● Goal
Copy down every line where the string "React" shows up.

● Dataset content
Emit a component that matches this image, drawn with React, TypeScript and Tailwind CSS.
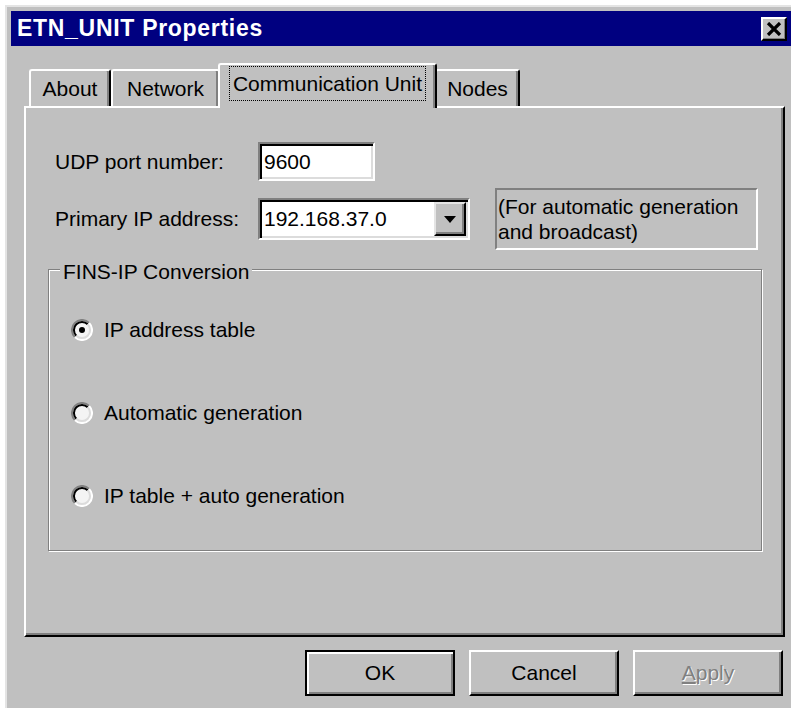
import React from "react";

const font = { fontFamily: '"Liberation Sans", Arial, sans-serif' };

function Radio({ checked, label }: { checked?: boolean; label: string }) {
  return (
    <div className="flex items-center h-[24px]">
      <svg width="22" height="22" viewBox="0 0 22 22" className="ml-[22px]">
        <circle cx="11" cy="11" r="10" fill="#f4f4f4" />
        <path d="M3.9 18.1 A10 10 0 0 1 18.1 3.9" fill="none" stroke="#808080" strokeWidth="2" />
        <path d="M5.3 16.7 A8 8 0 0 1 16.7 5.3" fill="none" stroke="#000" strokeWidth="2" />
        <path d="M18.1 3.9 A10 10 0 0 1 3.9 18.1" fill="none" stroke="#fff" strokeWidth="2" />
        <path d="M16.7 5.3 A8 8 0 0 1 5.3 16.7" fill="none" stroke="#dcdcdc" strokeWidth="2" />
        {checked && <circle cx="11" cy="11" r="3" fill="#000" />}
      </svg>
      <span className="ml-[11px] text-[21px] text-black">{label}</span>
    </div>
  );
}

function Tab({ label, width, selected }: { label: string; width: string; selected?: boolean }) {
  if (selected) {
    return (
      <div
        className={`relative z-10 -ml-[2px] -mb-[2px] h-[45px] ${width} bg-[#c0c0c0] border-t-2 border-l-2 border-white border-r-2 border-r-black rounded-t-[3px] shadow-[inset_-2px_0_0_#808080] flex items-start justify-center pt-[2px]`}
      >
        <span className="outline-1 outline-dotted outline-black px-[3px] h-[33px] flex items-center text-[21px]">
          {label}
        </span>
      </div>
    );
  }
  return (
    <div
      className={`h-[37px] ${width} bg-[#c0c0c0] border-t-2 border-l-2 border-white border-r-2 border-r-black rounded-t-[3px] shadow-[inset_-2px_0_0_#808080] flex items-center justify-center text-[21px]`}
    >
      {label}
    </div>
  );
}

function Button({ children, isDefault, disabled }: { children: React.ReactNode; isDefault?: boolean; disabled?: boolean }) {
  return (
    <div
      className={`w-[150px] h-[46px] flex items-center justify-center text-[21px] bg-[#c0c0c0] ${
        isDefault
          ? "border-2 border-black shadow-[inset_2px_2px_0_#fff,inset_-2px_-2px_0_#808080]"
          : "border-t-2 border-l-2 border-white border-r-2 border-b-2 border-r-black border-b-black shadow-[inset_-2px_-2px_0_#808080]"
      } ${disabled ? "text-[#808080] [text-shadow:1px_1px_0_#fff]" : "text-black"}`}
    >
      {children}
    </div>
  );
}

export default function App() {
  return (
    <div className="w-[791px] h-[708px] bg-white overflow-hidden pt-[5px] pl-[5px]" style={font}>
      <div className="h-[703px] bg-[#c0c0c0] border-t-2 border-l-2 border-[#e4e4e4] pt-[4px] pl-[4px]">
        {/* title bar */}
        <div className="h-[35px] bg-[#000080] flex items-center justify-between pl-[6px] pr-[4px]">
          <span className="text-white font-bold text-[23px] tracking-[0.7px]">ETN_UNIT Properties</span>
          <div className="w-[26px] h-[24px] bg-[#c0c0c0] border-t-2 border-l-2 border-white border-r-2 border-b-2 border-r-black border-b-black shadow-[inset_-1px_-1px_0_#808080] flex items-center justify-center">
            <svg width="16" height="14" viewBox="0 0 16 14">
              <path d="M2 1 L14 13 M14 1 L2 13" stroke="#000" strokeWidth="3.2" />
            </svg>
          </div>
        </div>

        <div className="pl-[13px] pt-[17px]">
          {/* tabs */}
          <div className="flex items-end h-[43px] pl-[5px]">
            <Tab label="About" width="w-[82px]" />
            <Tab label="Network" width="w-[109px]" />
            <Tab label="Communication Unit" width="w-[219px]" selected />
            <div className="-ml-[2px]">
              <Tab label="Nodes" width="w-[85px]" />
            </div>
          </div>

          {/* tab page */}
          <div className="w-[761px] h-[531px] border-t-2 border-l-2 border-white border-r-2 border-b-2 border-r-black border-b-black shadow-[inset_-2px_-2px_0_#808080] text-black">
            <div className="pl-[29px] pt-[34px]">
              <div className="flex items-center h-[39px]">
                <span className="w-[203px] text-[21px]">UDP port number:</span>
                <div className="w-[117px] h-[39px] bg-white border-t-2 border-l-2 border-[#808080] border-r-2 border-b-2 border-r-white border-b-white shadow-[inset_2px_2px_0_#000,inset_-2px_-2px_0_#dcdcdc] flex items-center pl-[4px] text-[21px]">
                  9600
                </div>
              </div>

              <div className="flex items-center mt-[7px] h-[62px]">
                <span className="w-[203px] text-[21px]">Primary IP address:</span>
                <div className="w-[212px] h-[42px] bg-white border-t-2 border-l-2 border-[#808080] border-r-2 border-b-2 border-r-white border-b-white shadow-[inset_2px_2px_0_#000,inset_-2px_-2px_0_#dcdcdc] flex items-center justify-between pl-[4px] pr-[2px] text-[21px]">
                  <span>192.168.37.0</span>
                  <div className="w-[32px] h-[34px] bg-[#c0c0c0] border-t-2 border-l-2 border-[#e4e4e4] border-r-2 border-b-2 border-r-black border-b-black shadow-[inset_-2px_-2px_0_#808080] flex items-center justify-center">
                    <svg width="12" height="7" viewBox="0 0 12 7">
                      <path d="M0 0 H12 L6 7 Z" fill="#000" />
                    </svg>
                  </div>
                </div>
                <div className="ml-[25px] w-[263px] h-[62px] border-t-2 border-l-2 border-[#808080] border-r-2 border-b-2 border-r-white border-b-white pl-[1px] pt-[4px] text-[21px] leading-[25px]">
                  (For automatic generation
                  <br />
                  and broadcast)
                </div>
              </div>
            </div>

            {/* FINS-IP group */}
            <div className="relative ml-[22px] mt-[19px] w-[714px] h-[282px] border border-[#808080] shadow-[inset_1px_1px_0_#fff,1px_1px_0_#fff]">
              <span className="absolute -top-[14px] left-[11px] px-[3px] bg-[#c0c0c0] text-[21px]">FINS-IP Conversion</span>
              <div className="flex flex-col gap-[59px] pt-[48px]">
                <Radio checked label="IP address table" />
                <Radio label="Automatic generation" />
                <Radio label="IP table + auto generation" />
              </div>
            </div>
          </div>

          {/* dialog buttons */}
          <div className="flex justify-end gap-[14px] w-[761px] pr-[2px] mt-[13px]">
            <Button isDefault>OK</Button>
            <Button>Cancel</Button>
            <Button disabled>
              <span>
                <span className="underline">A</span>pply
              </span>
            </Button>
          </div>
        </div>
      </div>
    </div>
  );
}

● Written solution
Emit a component that matches this image, drawn with React, TypeScript and Tailwind CSS.
import React from "react";
function Button({ children, isDefault, disabled }: { children: React.ReactNode; isDefault?: boolean; disabled?: boolean }) {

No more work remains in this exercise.